Like iron and copper, chromium is a metal. Since we only need minute amounts to maintain good health, it’s classified as an “essential trace element”. Even though we need just a wee bit of it, it’s extremely important, as it’s needed to regulate blood sugar, especially in pre-diabetics and diabetics and those taking steroids (who often experience high blood sugar as a side effect). It’s effective to combat depression, polycystic ovary syndrome, and out-of-whack cholesterol levels in those taking beta blockers.
Because of the demonstrated uses and efficacy of chromium, it’s a popular supplement for those trying to lose weight, gain muscle, strip fat, gain better athletic performance, and/or increase energy levels. Unfortunately, the research does not support these uses.
There is no known level of toxicity, so it’s likely safe to take during pregnancy and may be valuable in combating or preventing gestational diabetes, since some research shows that oral supplementation can drop the levels of fasting blood sugar and insulin, as well as help insulin work well in diabetics. Some studies involving Type II diabetics showed that oral supplementation with chromium picolinate lowered levels of fasting blood sugar and insulin and improved the function of insulin – but only for those that were malnourished. Those that had adequate nutrition and chromium levels showed minimal benefit.
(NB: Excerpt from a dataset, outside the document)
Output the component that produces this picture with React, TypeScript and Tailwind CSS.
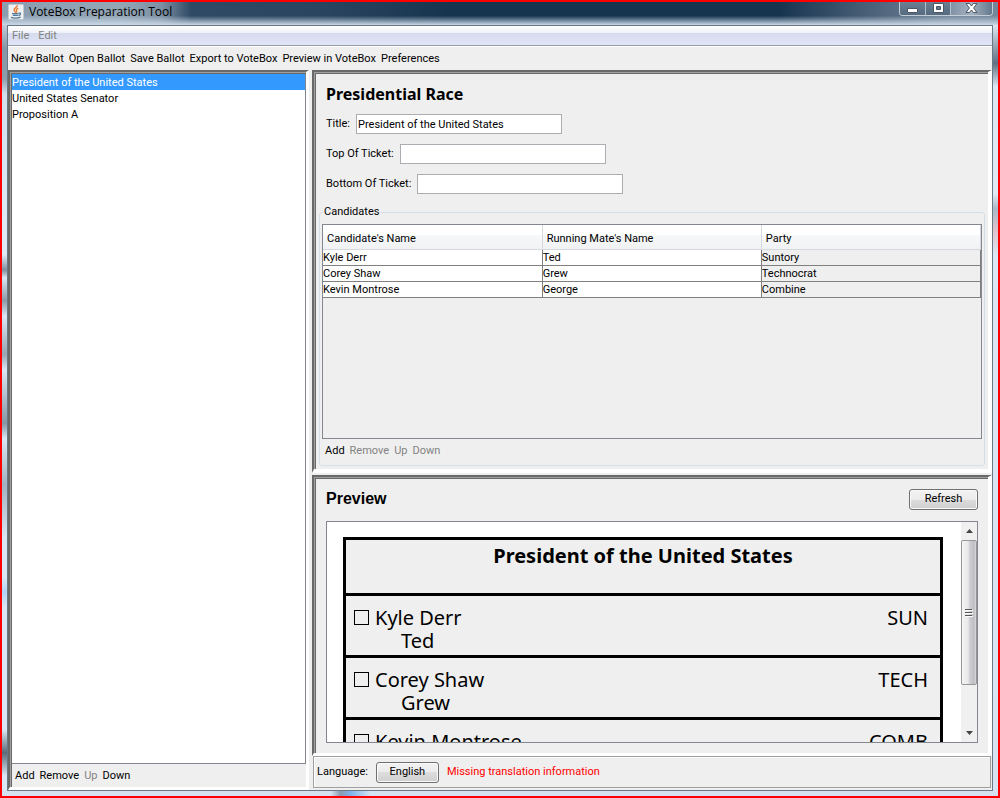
import React from "react";

const candidates = [
  { name: "Kyle Derr", mate: "Ted", party: "Suntory" },
  { name: "Corey Shaw", mate: "Grew", party: "Technocrat" },
  { name: "Kevin Montrose", mate: "George", party: "Combine" },
];
const ballot = [
  { name: "Kyle Derr", mate: "Ted", abbr: "SUN" },
  { name: "Corey Shaw", mate: "Grew", abbr: "TECH" },
  { name: "Kevin Montrose", mate: "", abbr: "COMB" },
];
const tools = ["New Ballot", "Open Ballot", "Save Ballot", "Export to VoteBox", "Preview in VoteBox", "Preferences"];
const races = ["President of the United States", "United States Senator", "Proposition A"];

function JavaIcon() {
  return (
    <svg width="16" height="16" viewBox="0 0 16 16" fill="none" aria-hidden="true">
      <rect x="0.5" y="0.5" width="15" height="15" rx="1" fill="#eef0f2" stroke="#c3c9cf" />
      <path d="M9.2 1.2C9.8 3.2 5.6 4.2 6.2 6.2C6.5 7.2 7.6 7.4 7.2 8.8" stroke="#e8782a" strokeWidth="1.5" />
      <path d="M10.4 4.2C8.8 4.8 8 5.6 8.6 6.6C9.2 7.4 8.8 8 8.4 8.6" stroke="#e8782a" strokeWidth="1.2" />
      <path d="M4 9.6H10.4M4.8 11.4H9.8M10.6 9.2C13.4 8.4 13 11 10.4 11.6" stroke="#4e7896" strokeWidth="1.2" />
      <path d="M3 13.4C5 14.4 10 14.4 12.6 13.2" stroke="#4e7896" strokeWidth="1.3" />
    </svg>
  );
}

function WindowButtons() {
  return (
    <div className="mr-[5px] flex h-[14px] overflow-hidden rounded-b-[4px] border border-t-0 border-[#c3ced8] bg-[#62758a]">
      <button aria-label="Minimize" className="flex w-[26px] items-center justify-center border-r border-[#b4c0cc] bg-linear-to-b from-[#6c7f93] to-[#566b80]">
        <svg width="13" height="12" viewBox="0 0 13 12" aria-hidden="true"><rect x="1.5" y="5.5" width="10" height="4" rx="0.5" fill="#fff" stroke="#4b5767" /></svg>
      </button>
      <button aria-label="Maximize" className="flex w-[25px] items-center justify-center border-r border-[#b4c0cc] bg-linear-to-b from-[#6c7f93] to-[#566b80]">
        <svg width="13" height="12" viewBox="0 0 13 12" aria-hidden="true"><path d="M1.5 .5h10v9h-10zM4.5 3.5v3h4v-3z" fill="#fff" fillRule="evenodd" stroke="#4b5767" /></svg>
      </button>
      <button aria-label="Close" className="flex w-[41px] items-center justify-center bg-linear-to-r from-[#8293a6] via-[#a3b1bf] to-[#64788c]">
        <svg width="13" height="12" viewBox="0 0 13 12" aria-hidden="true"><path d="M1 .5h3.5l2 2.5 2-2.5H12L8.6 5l3.4 4.5H8.5l-2-2.5-2 2.5H1L4.4 5z" fill="#fff" stroke="#4b5767" /></svg>
      </button>
    </div>
  );
}

function Field({ id, label, value = "" }: { id: string; label: string; value?: string }) {
  return (
    <div className="flex h-[20px] items-center gap-[6px]">
      <label htmlFor={id}>{label}</label>
      <input id={id} defaultValue={value} className="h-[20px] w-[206px] border border-[#abadb3] bg-white px-[1px]" />
    </div>
  );
}

const pushButton =
  "h-[21px] rounded-[3px] border border-[#707070] bg-[linear-gradient(#f2f2f2,#ebebeb_50%,#dddddd_50%,#cfcfcf)] shadow-[inset_0_0_0_1px_#fafafa]";

function Panel({ className, inner, children }: { className: string; inner: string; children: React.ReactNode }) {
  return (
    <section className={`flex flex-col border-t-2 border-l-2 border-t-[#696969] border-r-white border-b-white border-l-[#696969] ${className}`}>
      <div className="flex min-h-0 flex-1 flex-col border-t border-l border-[#a0a0a0]">
        <div className={`flex min-h-0 flex-1 flex-col border-t border-l border-[#696969] ${inner}`}>{children}</div>
      </div>
    </section>
  );
}

function Rail() {
  return (
    <div className="flex w-[16px] shrink-0 flex-col bg-[#f0f0f0]">
      <button aria-label="Scroll up" className="flex h-[18px] items-center justify-center">
        <svg width="7" height="4" viewBox="0 0 7 4" aria-hidden="true"><path d="M0 4L3.5 0L7 4z" fill="#444" /></svg>
      </button>
      <div className="flex grow-[146] items-center justify-center rounded-[2px] border border-[#979797] bg-[linear-gradient(90deg,#f5f5f5,#e8e8ea_45%,#d4d4d7_50%,#bdbdc2_85%,#dcdcdc)]">
        <svg width="8" height="9" viewBox="0 0 8 9" aria-hidden="true"><path d="M0 1.5h7M0 4.5h7M0 7.5h7" stroke="#555" /><path d="M1 2.5h7M1 5.5h7M1 8.5h7" stroke="#fff" /></svg>
      </div>
      <div className="grow-[42]" />
      <button aria-label="Scroll down" className="flex h-[18px] items-center justify-center">
        <svg width="7" height="4" viewBox="0 0 7 4" aria-hidden="true"><path d="M0 0h7L3.5 4z" fill="#444" /></svg>
      </button>
    </div>
  );
}

export default function App() {
  return (
    <div className="flex h-screen flex-col border-2 border-[#ff0000] bg-[#d5e3f1] font-[Roboto,sans-serif] text-[11px] leading-[16px] text-black">
      <header className="flex h-[23px] shrink-0 items-start justify-between bg-[linear-gradient(transparent_60%,#c9d8e6),linear-gradient(90deg,#8a9eb0,#93a6b6_12%,#7d90a3_16%,#2f4a64_19%,#2a4560_32%,#17344f_45%,#17344f_78%,#4a6078_87%,#74879a_95%)]">
        <div className="flex items-center gap-[5px] pt-[2px] pl-[6px]">
          <JavaIcon />
          <h1 className="font-['Open_Sans',sans-serif] text-[12px]">VoteBox Preparation Tool</h1>
        </div>
        <WindowButtons />
      </header>

      <div className="flex min-h-0 flex-1">
        <div className="w-[5px] shrink-0 bg-[linear-gradient(#c0ccd8,#8596a6_3%,#8c9dac_7%,#d3e0ec_9%,#e0ebf5_30%,#7f8f9e_32%,#dbe7f2_33%,#8c9aa8_36%,#dbe7f2_38%,#97a5b2_43%,#dbe7f2_45%,#8796a5_52%,#dbe7f2_54%,#a3b2c0_60%,#dbe7f2_67%,#dbe7f2_72%,#b3d2f6_74%,#dbe7f2_76%,#dbe7f2_92%,#5a6b7b_95%,#dbe7f2_98%)]" />

        <div className="flex min-h-0 min-w-0 flex-1 flex-col border border-[#6b7783] bg-[#efefef]">
          <nav className="flex h-[20px] shrink-0 items-center gap-[9px] border-b border-[#9a9ca6] bg-[linear-gradient(#ffffff,#eef1f7_36%,#d5dbed_36%,#e0e5f7)] px-1 pt-px text-[#838383]">
            <button>File</button>
            <button>Edit</button>
          </nav>
          <div className="flex h-[24px] shrink-0 items-center gap-[5px] border-t border-white px-[3px]">
            {tools.map((t) => <button key={t}>{t}</button>)}
          </div>

          <main className="flex min-h-0 flex-1">
            <Panel className="w-[301px] shrink-0 border-r-3 border-b-3" inner="">
              <ul className="min-h-0 flex-1 border-r border-b border-[#828790] bg-white">
                {races.map((r, i) => (
                  <li key={r} className={i === 0 ? "h-[16px] bg-[#3399ff] leading-[18px] text-white" : "h-[16px] leading-[18px]"}>{r}</li>
                ))}
              </ul>
              <div className="flex h-[23px] shrink-0 items-center gap-[5px] px-[3px]">
                <button>Add</button>
                <button>Remove</button>
                <button className="text-[#838383]">Up</button>
                <button>Down</button>
              </div>
            </Panel>

            <div className="ml-[3px] flex min-w-0 flex-1 flex-col">
              <Panel className="border-r-4 border-b-4" inner="px-[3px] pb-[3px]">
                <h2 className="px-[7px] pt-[8px] font-['Noto_Sans',sans-serif] text-[16px] leading-[24px] font-bold">Presidential Race</h2>
                <div className="flex flex-col gap-[10px] px-[7px] pt-[8px]">
                  <Field id="title" label="Title:" value="President of the United States" />
                  <Field id="top" label="Top Of Ticket:" />
                  <Field id="bottom" label="Bottom Of Ticket:" />
                </div>
                <fieldset className="mt-[10px] rounded-[3px] border border-[#d5dfe5] px-[2px] pb-[6px]">
                  <legend className="ml-[1px] px-[1px]">Candidates</legend>
                  <div className="mt-[4px] h-[215px] border border-[#828790]">
                    <table className="w-full table-fixed border-collapse">
                      <thead>
                        <tr className="h-[24px] bg-[linear-gradient(#ffffff_40%,#f7f8fa_42%,#f1f2f4)]">
                          {["Candidate's Name", "Running Mate's Name", "Party"].map((h) => (
                            <th key={h} className="border-r border-b border-[#d5d8dc] pt-[4px] pl-[4px] text-left font-normal">{h}</th>
                          ))}
                        </tr>
                      </thead>
                      <tbody>
                        {candidates.map((c) => (
                          <tr key={c.name} className="h-[16px] leading-[15px]">
                            <td className="border-r border-b border-[#808080] bg-white">{c.name}</td>
                            <td className="border-r border-b border-[#808080] bg-white">{c.mate}</td>
                            <td className="border-r border-b border-[#808080]">{c.party}</td>
                          </tr>
                        ))}
                      </tbody>
                    </table>
                  </div>
                  <div className="flex gap-[5px] px-[3px] pt-[4px] text-[#838383]">
                    <button className="text-black">Add</button>
                    <button>Remove</button>
                    <button>Up</button>
                    <button>Down</button>
                  </div>
                </fieldset>
              </Panel>

              <Panel className="mt-[2px] min-h-0 flex-1 border-r-4 border-b-3" inner="px-[10px] pb-[10px]">
                <div className="flex items-center justify-between pt-[9px] pb-[11px]">
                  <h2 className="font-['Liberation_Sans',sans-serif] text-[16px] leading-[22px] font-bold">Preview</h2>
                  <button className={`${pushButton} w-[69px]`}>Refresh</button>
                </div>
                <div className="flex min-h-0 flex-1 border border-[#828790] bg-white">
                  <div className="min-w-0 flex-1 overflow-hidden pt-[15px] pr-[18px] pl-4 font-['Noto_Sans',sans-serif] text-[20px] leading-[23px]">
                    <div className="divide-y-3 divide-black border-3 border-black bg-[#efefef]">
                      <h3 className="h-[56px] pt-[4px] text-center font-bold">President of the United States</h3>
                      {ballot.map((c, i) => (
                        <div key={c.name} className="flex h-[62px] justify-between px-[12px] pt-[10px]">
                          <div className="flex gap-[6px]">
                            <input id={`choice-${i}`} type="checkbox" className="mt-[4px] -ml-1 size-[15px] appearance-none border border-black" />
                            <label htmlFor={`choice-${i}`} className="flex flex-col">
                              <span>{c.name}</span>
                              {c.mate && <span className="pl-[26px]">{c.mate}</span>}
                            </label>
                          </div>
                          <span>{c.abbr}</span>
                        </div>
                      ))}
                    </div>
                  </div>
                  <Rail />
                </div>
              </Panel>

              <footer className="mx-[1px] mb-[2px] flex h-[32px] shrink-0 items-center gap-[8px] border border-[#a0a0a0] px-[3px] shadow-[inset_1px_1px_0_white]">
                <span>Language:</span>
                <button className={`${pushButton} w-[63px]`}>English</button>
                <span className="text-[#ff0000]">Missing translation information</span>
              </footer>
            </div>
          </main>
        </div>

        <div className="w-[5px] shrink-0 bg-[linear-gradient(#dce6f0,#5f7182_5%,#dbe7f2_8%,#dfeaf4_22%,#a9b8c6_24%,#e0c3cc_27%,#dbe7f2_30%,#d6e4f2)]" />
      </div>
      <div className="h-[5px] shrink-0 bg-[linear-gradient(90deg,#d5e3f1_33%,#8a9bb0_34%,#7fb2ec_35%,#d5e3f1_37%)]" />
    </div>
  );
}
Although there hasn’t been a direct link, overuse of chromium does possibly have side effects, most commonly skin irritation, headaches, mood swings, mental confusion, nausea/vomiting, and dizziness. High doses can possibly cause, among other things, blood disorders and damage to the kidneys or liver.
Chromium is available through the diet and it’s easy to obtain the amounts needed for daily maintenance. Broccoli is a rich source, since a half cup contains 11mcg. Another good source is grape juice, which has 8mcg per cup. Chromium is also found in whole wheat products, potatoes, herbs such as garlic and basil, orange juice, unpeeled apples (especially Granny Smith), bananas, and green beans.
The big question: “Should I take a chromium supplement?”
The short answer: “probably not”
As always, you should have a chat with your health care provider before jumping into taking chromium supplements. Odds are, you don’t need them and there are some cases where you really can’t take them. If you have kidney or liver problems, are allergic to chromate or leather, or suffer from a condition such as depression or schizophrenia, chromium can make them worse. If you have diabetes, chromium plus insulin can send your blood sugar too low, so make sure your doctor knows you’re taking chromium, as your insulin dose might need to be adjusted. You’ll definitely want to monitor your blood sugar more closely. NSAIDs are another thing to watch out for – they can cause elevated blood levels of chromium and that can increase the risk of side effects. This includes over-the-counter products such as ibuprofen, naproxen, and aspirin, among others. If you’re already taking cascara or horsetail herbal supplements, adding a chromium supplement can easily lead to overdose.
The current recommended doses for pregnant women under 19 is 29mcg per day while for those 19 and over, it’s 30mcg.